## Problem requirements
Only the lines from the start of the data to the line containing "</defs></svg>", both included, should be output, exactly and without pictures.

[begin Dataset content]

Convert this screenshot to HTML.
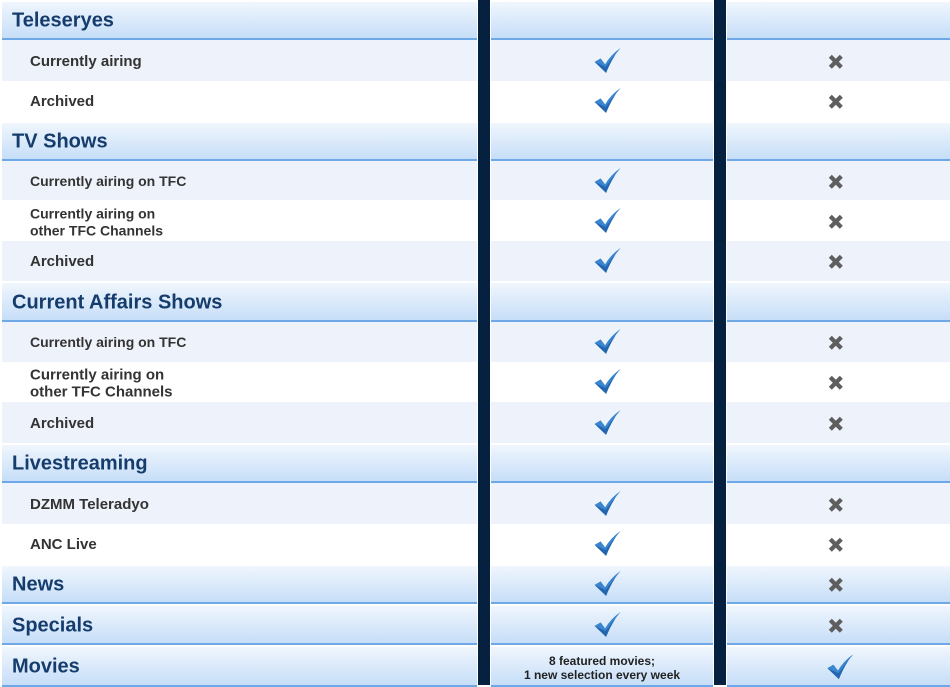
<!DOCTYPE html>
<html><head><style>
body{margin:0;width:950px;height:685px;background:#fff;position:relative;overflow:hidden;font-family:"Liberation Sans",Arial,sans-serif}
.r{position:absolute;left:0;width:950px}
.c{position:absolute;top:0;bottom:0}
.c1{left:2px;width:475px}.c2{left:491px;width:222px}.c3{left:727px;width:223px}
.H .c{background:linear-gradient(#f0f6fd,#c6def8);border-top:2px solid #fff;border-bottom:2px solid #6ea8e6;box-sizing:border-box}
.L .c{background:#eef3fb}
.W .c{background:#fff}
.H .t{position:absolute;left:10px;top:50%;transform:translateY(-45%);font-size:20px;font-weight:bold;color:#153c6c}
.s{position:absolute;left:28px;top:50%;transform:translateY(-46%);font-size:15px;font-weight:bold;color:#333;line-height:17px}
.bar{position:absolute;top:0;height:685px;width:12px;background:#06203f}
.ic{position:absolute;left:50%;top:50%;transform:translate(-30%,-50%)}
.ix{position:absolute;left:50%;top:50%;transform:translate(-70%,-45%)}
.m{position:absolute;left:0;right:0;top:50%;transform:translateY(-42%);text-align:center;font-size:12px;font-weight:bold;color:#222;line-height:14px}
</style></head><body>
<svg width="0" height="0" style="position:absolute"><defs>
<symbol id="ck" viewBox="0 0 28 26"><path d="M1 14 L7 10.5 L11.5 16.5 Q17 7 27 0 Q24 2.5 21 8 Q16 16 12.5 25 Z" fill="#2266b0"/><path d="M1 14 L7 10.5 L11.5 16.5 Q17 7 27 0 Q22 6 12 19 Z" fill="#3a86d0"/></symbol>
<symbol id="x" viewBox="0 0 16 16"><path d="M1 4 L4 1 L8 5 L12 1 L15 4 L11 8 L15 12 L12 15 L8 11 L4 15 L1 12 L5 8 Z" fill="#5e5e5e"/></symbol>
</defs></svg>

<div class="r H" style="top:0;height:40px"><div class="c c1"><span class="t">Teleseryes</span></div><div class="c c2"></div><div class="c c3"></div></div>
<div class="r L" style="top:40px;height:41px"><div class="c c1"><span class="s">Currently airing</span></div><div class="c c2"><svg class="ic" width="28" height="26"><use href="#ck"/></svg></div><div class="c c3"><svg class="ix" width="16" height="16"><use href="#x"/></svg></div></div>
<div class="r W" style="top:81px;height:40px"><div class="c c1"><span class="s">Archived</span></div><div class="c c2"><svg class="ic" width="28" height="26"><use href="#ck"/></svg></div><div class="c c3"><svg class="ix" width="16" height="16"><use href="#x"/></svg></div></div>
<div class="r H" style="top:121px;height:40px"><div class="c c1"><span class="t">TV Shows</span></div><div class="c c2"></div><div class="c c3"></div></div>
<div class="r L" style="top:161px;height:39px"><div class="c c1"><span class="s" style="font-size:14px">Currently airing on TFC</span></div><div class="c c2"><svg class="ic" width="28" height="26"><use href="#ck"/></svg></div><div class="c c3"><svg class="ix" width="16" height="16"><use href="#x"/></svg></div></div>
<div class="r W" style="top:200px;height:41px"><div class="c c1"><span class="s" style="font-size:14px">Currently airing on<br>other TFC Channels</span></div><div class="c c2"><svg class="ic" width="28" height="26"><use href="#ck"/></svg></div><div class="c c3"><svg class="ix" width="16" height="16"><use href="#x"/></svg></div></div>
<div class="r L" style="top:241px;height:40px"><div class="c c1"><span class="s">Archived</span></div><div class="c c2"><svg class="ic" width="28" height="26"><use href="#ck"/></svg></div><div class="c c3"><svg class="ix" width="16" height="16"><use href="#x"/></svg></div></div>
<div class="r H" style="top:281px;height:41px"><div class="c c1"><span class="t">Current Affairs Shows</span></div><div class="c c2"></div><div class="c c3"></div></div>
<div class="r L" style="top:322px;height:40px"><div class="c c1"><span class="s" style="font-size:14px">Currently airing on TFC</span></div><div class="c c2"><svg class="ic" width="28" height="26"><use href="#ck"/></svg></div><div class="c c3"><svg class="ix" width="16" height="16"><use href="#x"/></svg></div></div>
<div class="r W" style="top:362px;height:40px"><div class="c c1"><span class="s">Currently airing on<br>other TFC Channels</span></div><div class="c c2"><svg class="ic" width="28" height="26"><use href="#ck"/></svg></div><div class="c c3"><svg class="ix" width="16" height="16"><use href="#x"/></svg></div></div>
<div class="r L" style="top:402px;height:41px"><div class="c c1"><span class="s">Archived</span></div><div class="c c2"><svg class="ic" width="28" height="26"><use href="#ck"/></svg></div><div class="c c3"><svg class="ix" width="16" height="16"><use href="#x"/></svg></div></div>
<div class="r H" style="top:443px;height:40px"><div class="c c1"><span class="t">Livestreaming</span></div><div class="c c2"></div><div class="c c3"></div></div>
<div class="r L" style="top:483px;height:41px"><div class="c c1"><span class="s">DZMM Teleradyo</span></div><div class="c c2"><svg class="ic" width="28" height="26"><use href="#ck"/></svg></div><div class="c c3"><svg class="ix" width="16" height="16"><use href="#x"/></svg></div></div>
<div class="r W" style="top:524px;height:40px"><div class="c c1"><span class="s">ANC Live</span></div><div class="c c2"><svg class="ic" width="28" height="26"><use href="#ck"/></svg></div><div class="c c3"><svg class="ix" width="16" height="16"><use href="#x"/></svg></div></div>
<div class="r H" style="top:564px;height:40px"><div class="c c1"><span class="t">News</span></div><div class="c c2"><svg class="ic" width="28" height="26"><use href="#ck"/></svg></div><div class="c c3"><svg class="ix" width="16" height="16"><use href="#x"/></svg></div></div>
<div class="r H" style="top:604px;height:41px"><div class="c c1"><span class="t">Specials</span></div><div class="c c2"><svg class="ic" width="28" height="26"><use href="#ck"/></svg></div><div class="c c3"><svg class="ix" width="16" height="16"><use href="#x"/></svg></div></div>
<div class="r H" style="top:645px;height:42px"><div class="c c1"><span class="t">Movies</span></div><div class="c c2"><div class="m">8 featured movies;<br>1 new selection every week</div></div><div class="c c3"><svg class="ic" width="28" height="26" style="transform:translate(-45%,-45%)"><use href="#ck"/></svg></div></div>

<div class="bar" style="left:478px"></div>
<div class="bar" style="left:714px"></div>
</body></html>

[end Dataset content]

## Answer to the exercise
Convert this screenshot to HTML.
<!DOCTYPE html>
<html><head><style>
body{margin:0;width:950px;height:685px;background:#fff;position:relative;overflow:hidden;font-family:"Liberation Sans",Arial,sans-serif}
.r{position:absolute;left:0;width:950px}
.c{position:absolute;top:0;bottom:0}
.c1{left:2px;width:475px}.c2{left:491px;width:222px}.c3{left:727px;width:223px}
.H .c{background:linear-gradient(#f0f6fd,#c6def8);border-top:2px solid #fff;border-bottom:2px solid #6ea8e6;box-sizing:border-box}
.L .c{background:#eef3fb}
.W .c{background:#fff}
.H .t{position:absolute;left:10px;top:50%;transform:translateY(-45%);font-size:20px;font-weight:bold;color:#153c6c}
.s{position:absolute;left:28px;top:50%;transform:translateY(-46%);font-size:15px;font-weight:bold;color:#333;line-height:17px}
.bar{position:absolute;top:0;height:685px;width:12px;background:#06203f}
.ic{position:absolute;left:50%;top:50%;transform:translate(-30%,-50%)}
.ix{position:absolute;left:50%;top:50%;transform:translate(-70%,-45%)}
.m{position:absolute;left:0;right:0;top:50%;transform:translateY(-42%);text-align:center;font-size:12px;font-weight:bold;color:#222;line-height:14px}
</style></head><body>
<svg width="0" height="0" style="position:absolute"><defs>
<symbol id="ck" viewBox="0 0 28 26"><path d="M1 14 L7 10.5 L11.5 16.5 Q17 7 27 0 Q24 2.5 21 8 Q16 16 12.5 25 Z" fill="#2266b0"/><path d="M1 14 L7 10.5 L11.5 16.5 Q17 7 27 0 Q22 6 12 19 Z" fill="#3a86d0"/></symbol>
<symbol id="x" viewBox="0 0 16 16"><path d="M1 4 L4 1 L8 5 L12 1 L15 4 L11 8 L15 12 L12 15 L8 11 L4 15 L1 12 L5 8 Z" fill="#5e5e5e"/></symbol>
</defs></svg>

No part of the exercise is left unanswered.